W najbliższy czwartek dołączy do tego wyścigu Magdalena Biejat. Polityczka Lewicy pojawi się przed PKW, aby złożyć pół miliona podpisów, które mają dać wiatr w żagle na te ostatnie tygodnie kampanii, nie tylko samej kandydatce, ale wszystkim działaczom. Dla porównania: Szymon Hołownia złożył w ubiegłym tygodniu 400 tysięcy podpisów, a Sławomir Mentzen 250 tysięcy. Warto jednak odnotować, że kandydat Konfederacji zrobił to jako pierwszy pod koniec stycznia.

Według ostatniego sondażu Opinia24 dla RMF FM Magdalena Biejat może liczyć na poparcie rzędu 1,8 procent. Politycy Lewicy w nieoficjalnych rozmowach podkreślają, że jeśli udałoby się osiągnąć 5-procentowy rezultat, to będzie można mówić o małym sukcesie. Warto odnotować, że w 2020 roku Robert Biedroń uzyskał nieco ponad 2 procent, podobnie jak Magdalena Ogórek. 

Gdyby przenieść zebrane podpisy na głosy, to dziś Magdalena Biejat osiągnęłaby podoby wynik. Dlatego też Lewica chce miliona głosów i ma ich szukać w większych miastach. Ostatnie tygodnie kampanii wicemarszałek Senatu spędzi więc w większych miastach powiatowych i wojewódzkich. Zadanie jest o tyle trudne, że lewicowy elektorat ma w czym wybierać, bo oprócz Adriana Zandberga wiele z tych osób postawi na Rafała Trzaskowskiego.

Jednym z wiodących tematów na finiszu kampanii ma być kwestia likwidacji Funduszu Kościelnego. W środę Magdalena Biejat wraz z minister rodziny, pracy i polityki społecznej Agnieszką Dziemianowicz-Bąk ma zaprezentować szczegóły projektu ustawy. Na antenie radia RMF24 Magdalena Biejat podkreślała, że to dla jej wyborców ważny temat i liczy, że na drodze kolejnego pomysłu Lewicy nie stanie Polskie Stronnictwo Ludowe. 

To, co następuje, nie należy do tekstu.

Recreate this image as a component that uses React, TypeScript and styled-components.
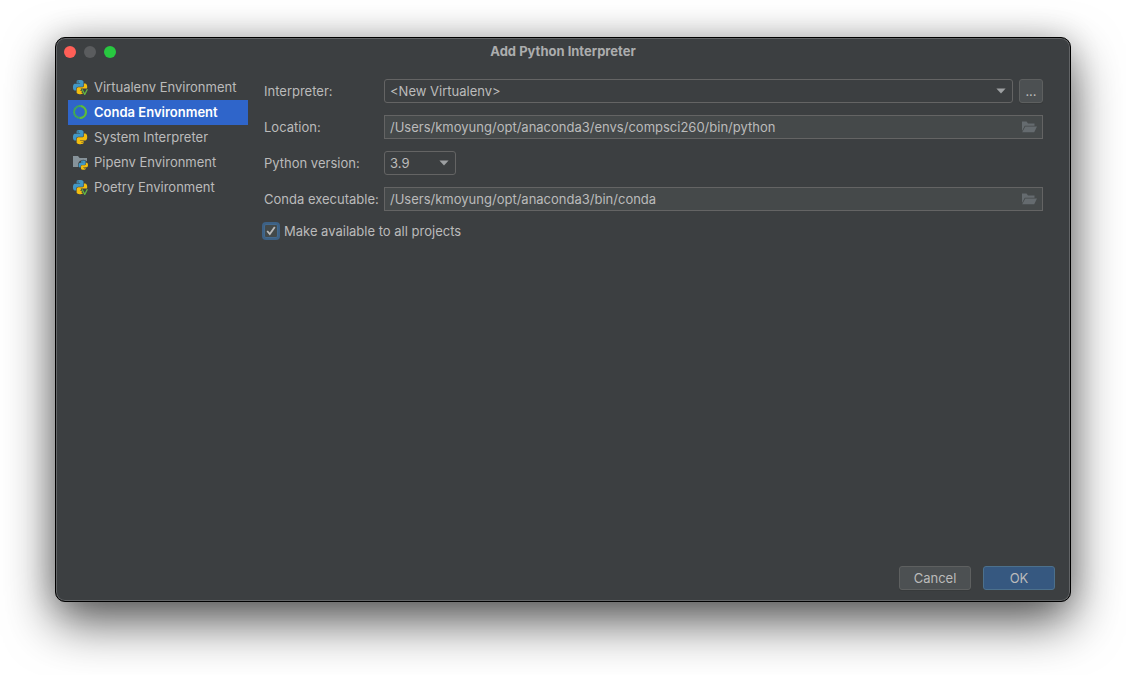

Dalsza część artykułu pod materiałem video:

Pytanie do PSL-u brzmi: jeśli nie potrafili nic z tym zrobić przez rok, to czy przynajmniej nie będą rzucać kłód pod nogi i pozwolą załatwić tę sprawę? Ją trzeba w końcu załatwić. Obiecaliśmy coś naszym wyborcom - mówiła kandydatka na prezydenta.